Cumhurbaşkanı Erdoğan’ın hastanelerle ilgili son açıklaması zaten bilinen ama resmen dile getirilmeyen bir gerçeği su yüzüne çıkardı. Çocuğunu minibüsle acil servise götürmek zorunda kalan insanların, taşınan hastaneler nedeniyle açmaza düştüğü bir ortamda, resme müşteri ilan edildik.
Önce şehir içlerindeki hastanelerin dışarı taşınıp, ulaşılmaz kılınmasını medeniyet diye anlatıyorlar; sonra da bunlara hasta garantisi verildiği belirtilerek, hastayı müşteri olarak nitelendiriyorlar.
Bir ülke tarihinde bundan acısı olur mu bilmiyorum ama, sanırım bu ülkede vatandaş hariç her şey sayılıyoruz.
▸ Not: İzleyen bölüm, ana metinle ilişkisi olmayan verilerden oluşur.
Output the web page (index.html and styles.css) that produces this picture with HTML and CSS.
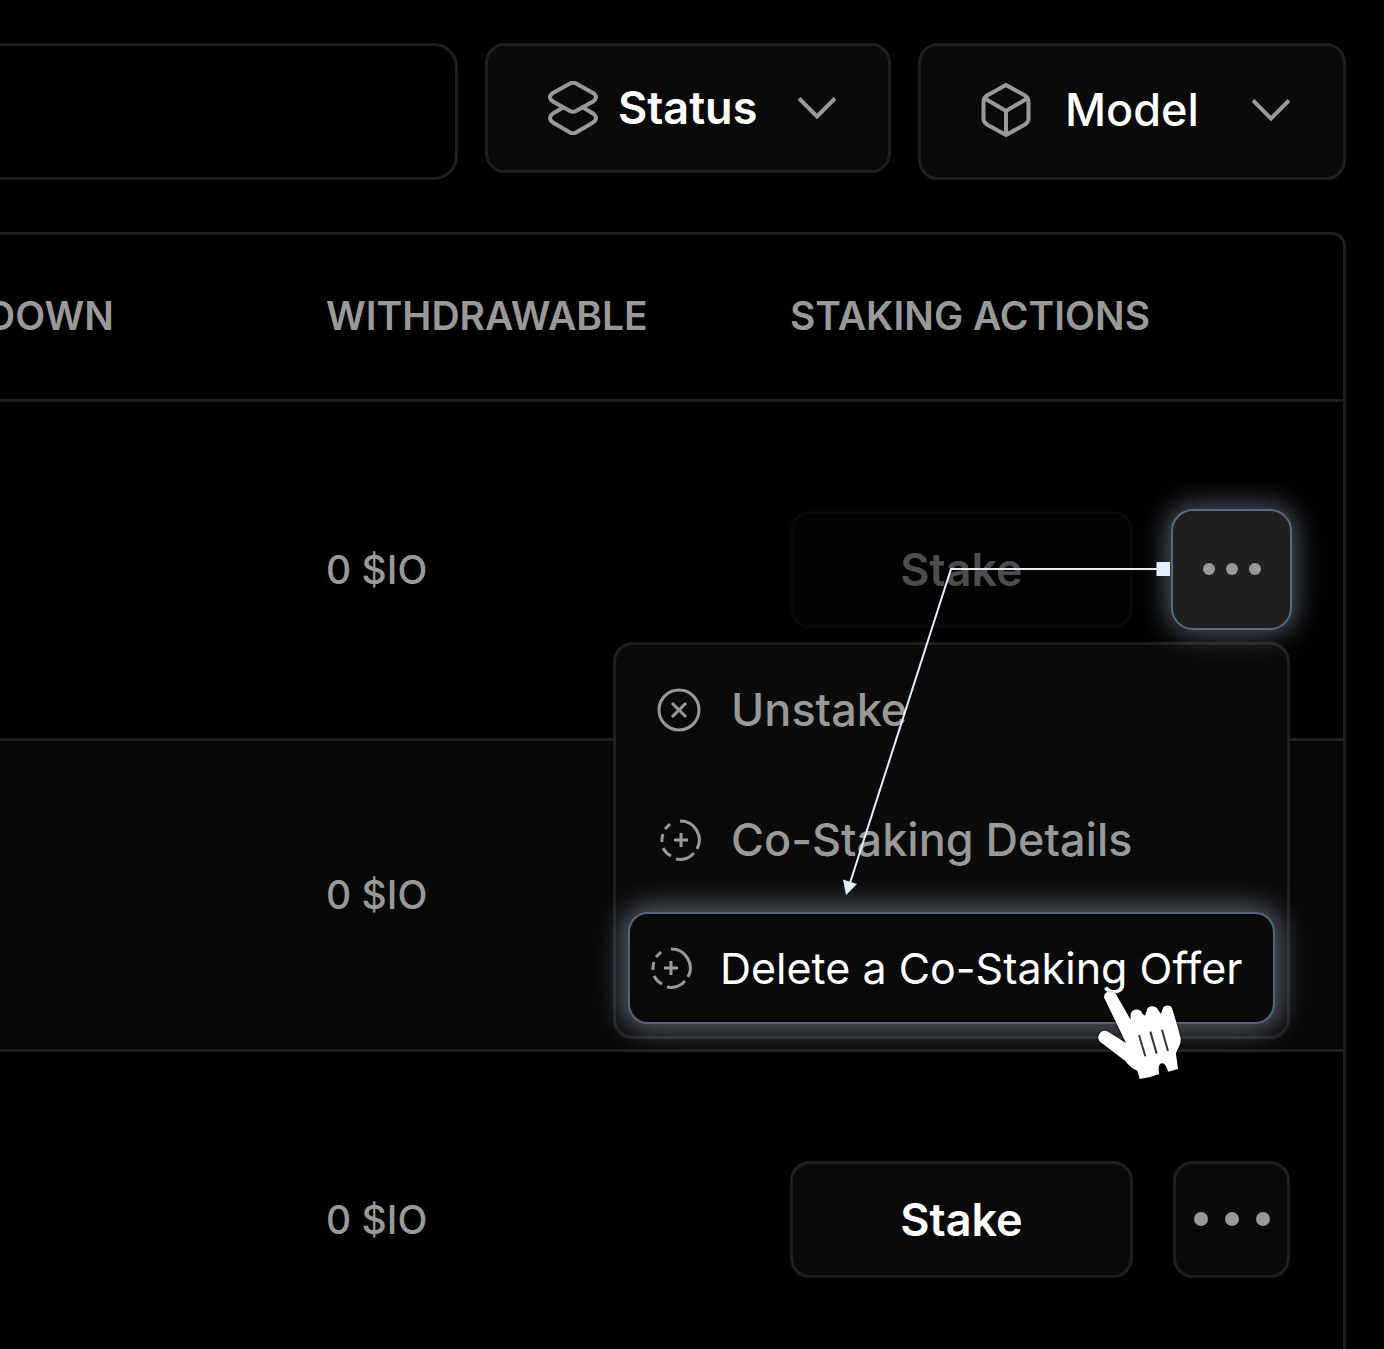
FILE: index.html
```
<!DOCTYPE html>
<html lang="en">
<head>
<meta charset="utf-8">
<title>Staking</title>
<link rel="stylesheet" href="styles.css">
</head>
<body>
<main class="page">
  <div class="toolbar">
    <input class="search" type="text" aria-label="Search">
    <label class="filter filter-status">
      <svg class="filter-icon" viewBox="0 0 50 54" aria-hidden="true"><path d="M28 2.500 45 12Q51 16 45 20.500L28 30Q25 31.500 22 30L5 20.500Q-1 16 5 12L22 2.500Q25 1 28 2.500ZM15 26.500 5 32.500Q-1 37 5 41.500L22 51.500Q25 53 28 51.500L45 41.500Q51 37 45 32.500L35 26.500"/></svg>
      <select aria-label="Status"><option>Status</option></select>
      <svg class="chevron" viewBox="0 0 38 22" aria-hidden="true"><path d="M1 1.500 19 19.500 37 1.500"/></svg>
    </label>
    <label class="filter filter-model">
      <svg class="filter-icon" viewBox="0 0 50 54" aria-hidden="true"><path d="M25 2 44 12.500Q47.500 15 47.500 19V36Q47.500 39 44 41.500L25 52 6 41.500Q2.500 39 2.500 36V19Q2.500 15 6 12.500ZM3 15 25 28 47 15M25 28V52"/></svg>
      <select aria-label="Model"><option>Model</option></select>
      <svg class="chevron" viewBox="0 0 38 22" aria-hidden="true"><path d="M1 1.500 19 19.500 37 1.500"/></svg>
    </label>
  </div>

  <table class="stakes">
    <thead>
      <tr><th class="col-down">DOWN</th><th class="col-amount">WITHDRAWABLE</th><th class="col-actions">STAKING ACTIONS</th></tr>
    </thead>
    <tbody>
      <tr class="tall">
        <td></td>
        <td>0 $IO</td>
        <td>
          <div class="actions">
            <button class="stake" type="button" disabled>Stake</button>
            <button class="more more-active" type="button" aria-label="More actions">
              <svg viewBox="0 0 60 14" aria-hidden="true"><circle cx="7" cy="7" r="6"/><circle cx="30" cy="7" r="6"/><circle cx="53" cy="7" r="6"/></svg>
            </button>
            <div class="menu">
              <button class="item" type="button">
                <svg viewBox="0 0 44 44" aria-hidden="true"><circle cx="22" cy="22" r="20"/><path d="m15 15 14 14M29 15 15 29"/></svg>
                Unstake
              </button>
              <button class="item" type="button">
                <svg viewBox="0 0 44 44" aria-hidden="true"><path d="M23 3A19 19 0 0 1 40 31M37 35A19 19 0 0 1 19 41M14 38A19 19 0 0 1 6 30M5 24A19 19 0 0 1 6 16M8 11 13 6M24 15V29M17 22H31"/></svg>
                Co-Staking Details
              </button>
              <button class="item item-active" type="button">
                <svg viewBox="0 0 44 44" aria-hidden="true"><path d="M22 3A19 19 0 0 1 39 31M36 35A19 19 0 0 1 18 41M13 38A19 19 0 0 1 5 30M4 24A19 19 0 0 1 5 16M7 11 12 6M22 15V29M15 22H29"/></svg>
                Delete a Co-Staking Offer
              </button>
            </div>
            <svg class="pointer" viewBox="790 512 500 570" aria-hidden="true">
              <path class="line" d="M1158 570H951L850 884"/>
              <path class="ends" d="M1156.500 563H1170V577H1156.500ZM843 880.500 857 885 846 896Z"/>
              <g class="hand" transform="translate(1040 880) scale(.3333)">
                <path class="palm" d="M193 358C188 335 218 332 228 346L272 422 272 405C276 387 302 387 307 404L315 410 320 395C322 377 350 378 355 394L363 405 367 392C370 376 394 376 397 390L412 440 422 478C424 500 410 510 408 525L414 570 385 578 378 562C370 546 357 552 356 567L357 585Q330 597 299 600L292 575Q275 570 255 545L178 487C168 470 185 448 204 458L258 492 238 450Z"/>
                <path class="slits" d="M297 468 316 532M331 458 350 524M366 452 384 516"/>
              </g>
            </svg>
          </div>
        </td>
      </tr>
      <tr class="striped">
        <td></td>
        <td>0 $IO</td>
        <td></td>
      </tr>
      <tr class="tall">
        <td></td>
        <td>0 $IO</td>
        <td>
          <div class="actions">
            <button class="stake" type="button">Stake</button>
            <button class="more" type="button" aria-label="More actions">
              <svg class="wide" viewBox="0 0 76 14" aria-hidden="true"><circle cx="7" cy="7" r="7"/><circle cx="38" cy="7" r="7"/><circle cx="69" cy="7" r="7"/></svg>
            </button>
          </div>
        </td>
      </tr>
    </tbody>
  </table>
</main>
</body>
</html>
```
FILE: styles.css
```
:root {
  --line: #1f1f1f;
  --panel: #0a0a0a;
  --muted: #999;
  --glow: 0 0 28px 6px rgba(155, 175, 208, .52);
}

* { box-sizing: border-box; }

body {
  margin: 0;
  background: #000;
  color: var(--muted);
  font-family: Inter, "Liberation Sans", sans-serif;
}

button, select, input { font: inherit; color: inherit; }
svg { flex: none; fill: none; stroke: var(--muted); stroke-width: 3; }

/* The left edge of the view runs off the window */
.page {
  height: 100vh;
  margin-left: -16px;
  padding: 43px 38px 0 0;
  overflow: hidden;
}

.toolbar {
  display: flex;
  align-items: flex-start;
  gap: 27px;
  height: 189px;
}

.search {
  flex: 1;
  min-width: 0;
  height: 137px;
  background: #000;
  border: 3px solid var(--line);
  border-radius: 0 24px 24px 0;
}

.filter {
  display: flex;
  align-items: center;
  background: var(--panel);
  border: 3px solid var(--line);
  border-radius: 20px;
  color: #fff;
  font-size: 45px;
}
.filter select {
  flex: 1;
  appearance: none;
  padding: 0;
  border: 0;
  background: none;
  line-height: 60px;
}
.filter-icon { width: 50px; height: 54px; stroke-width: 4; }
.chevron { width: 38px; height: 22px; stroke-width: 4; }
.filter-status { width: 406px; height: 130px; padding: 0 52px 0 60px; gap: 20px; font-weight: 600; }
.filter-model { width: 428px; height: 137px; padding: 0 53px 3px 60px; gap: 34px; font-weight: 500; }

.stakes {
  width: 100%;
  table-layout: fixed;
  border: 3px solid var(--line);
  border-radius: 14px;
  border-spacing: 0;
  font-size: 39px;
  font-weight: 500;
}
.stakes th, .stakes td {
  padding: 0;
  border-bottom: 3px solid var(--line);
  text-align: left;
}
.stakes th { height: 167px; padding-bottom: 3px; font-weight: 600; }
.stakes td { height: 311px; padding-bottom: 2px; }
.stakes .tall td { height: 339px; }
.stakes .striped { background: #080808; }
.col-down { width: 339px; }
.col-amount { width: 464px; }

.actions {
  position: relative;
  display: flex;
  gap: 40px;
  width: 500px;
}
.stake, .more {
  height: 117px;
  padding: 0;
  background: var(--panel);
  border: 3px solid var(--line);
  border-radius: 20px;
}
.stake { flex: 1; color: #fff; font-size: 45px; font-weight: 600; }
.stake:disabled { opacity: .3; }
.more { display: grid; place-items: center; width: 117px; }
.more svg { width: 60px; height: 14px; fill: var(--muted); stroke: none; }
.more .wide { width: 76px; }
.more-active {
  position: relative;
  z-index: 2;
  background: #202020;
  border-color: #202020;
  outline: 2px solid #566a80;
  box-shadow: var(--glow);
}

.menu {
  position: absolute;
  z-index: 1;
  top: 131px;
  right: 0;
  width: 677px;
  padding: 0 12px 12px;
  background: var(--panel);
  border: 3px solid var(--line);
  border-radius: 20px;
}
.item {
  display: flex;
  align-items: center;
  gap: 30px;
  width: 100%;
  height: 130px;
  padding: 0 0 0 29px;
  background: none;
  border: 0;
  font-size: 45px;
  font-weight: 500;
}
.item svg { width: 44px; height: 44px; }
.item-active {
  height: 112px;
  margin-top: 7px;
  padding: 0 0 0 19px;
  gap: 27px;
  background: var(--panel);
  border: 2px solid #53667c;
  border-radius: 20px;
  box-shadow: var(--glow);
  color: #fff;
  font-size: 43px;
  font-weight: 400;
}

.pointer {
  position: absolute;
  z-index: 3;
  top: 0;
  left: 0;
  width: 500px;
  height: 570px;
  pointer-events: none;
}
.pointer .line { stroke: #e4f0ff; stroke-width: 2; }
.pointer .ends { fill: #e4f0ff; stroke: none; }
.hand { filter: drop-shadow(0 2px 3px #000); }
.hand .palm { fill: #fff; stroke: none; }
.hand .slits { stroke: #333; stroke-width: 6; }
```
Ölürken adet, trafik kazalarında kurban, nüfus sayımında kafa, hizmet satılırken müşteri, hizmet iptalinde abone, dolaylı vergiyle soyulurken para, ekonomiyle mücadele ederken asker olduk.
İş isteyen provokatör, geçinemeyen kötü niyetli, gerçekleri söyleyen kötümser, itiraz eden anarşist, mükellef ise kümesteki kaz oldu da, bu ülkenin insanı bir tek vatandaş sayılmadı.
Seçim zamanlarında bile bunu anmıyorlar. O zaman da adımız seçmen oluyor. Tüketici olarak hakkınızı aradığınızda sorun, emeklilikte yaşa takıldığınızda kambur, atanamayan öğretmen olduğunuzda can sıkan problem, madende öldüğünüzde şehit sayılıyorsunuz.
Ananı da al git sözünü de duyduk, çok güzel öldüler ifadesini de... Geçinemediğimizde gözümüze dizimize dursun dendi de, bir tek hangi sorunları yaşadığımız sorulmadı.
Bu ülkenin insanı çapulculuktan başlayan sıfatlar takılmasında sınırları aşan ifadeleri, en sonunda ajanlığa varan suçlamaları kadar gördü de, bir tek vatandaş sayılmadı.
Yollar bizim için, köprüler bizim için, hastaneler bizim için ama hepsine parasını ödediğin kadar sahip olabiliyorsun. Üstelik bunları yapmak için de yine senin paranı kullanıyorlar. Yetmiyor; gerektiği kadar geçmezsen, yine senin parandan alıp, birilerine ödeme yapıyorlar.
Ülkenin dolaylı vergilerle en büyük vergi rekortmeni vatandaş olmasına rağmen, ne adı böyle anılıyor ne de bundan yakınması hak görülüyor.
Şu ülkede kadın olduk; erkek olduk; çocuk olduk; etnik gruplara göre, mezhepsel farklılıklara göre, inançsal değişimlere göre sayıldık da, bir tek vatandaş sayılamadık.
Şimdi yine sandıklar kuruluyor; karşımıza gelip bize bizi ne kadar düşündüklerini anlatıyorlar da, elektrik faturasından sağlıkta katkı payına kadar nasıl soyulduğumuzun açıklamasını bir türlü yapamıyorlar.
Çünkü biz siyasete soyunanların gözünde yanına alınması gereken bir ‘şey’iz. Ama asla vatandaş değil. Sormayacak, itiraz etmeyecek, ne denilirse yapılacak, ne söylenirse inanacak bir şey. Ama asla vatandaş değil.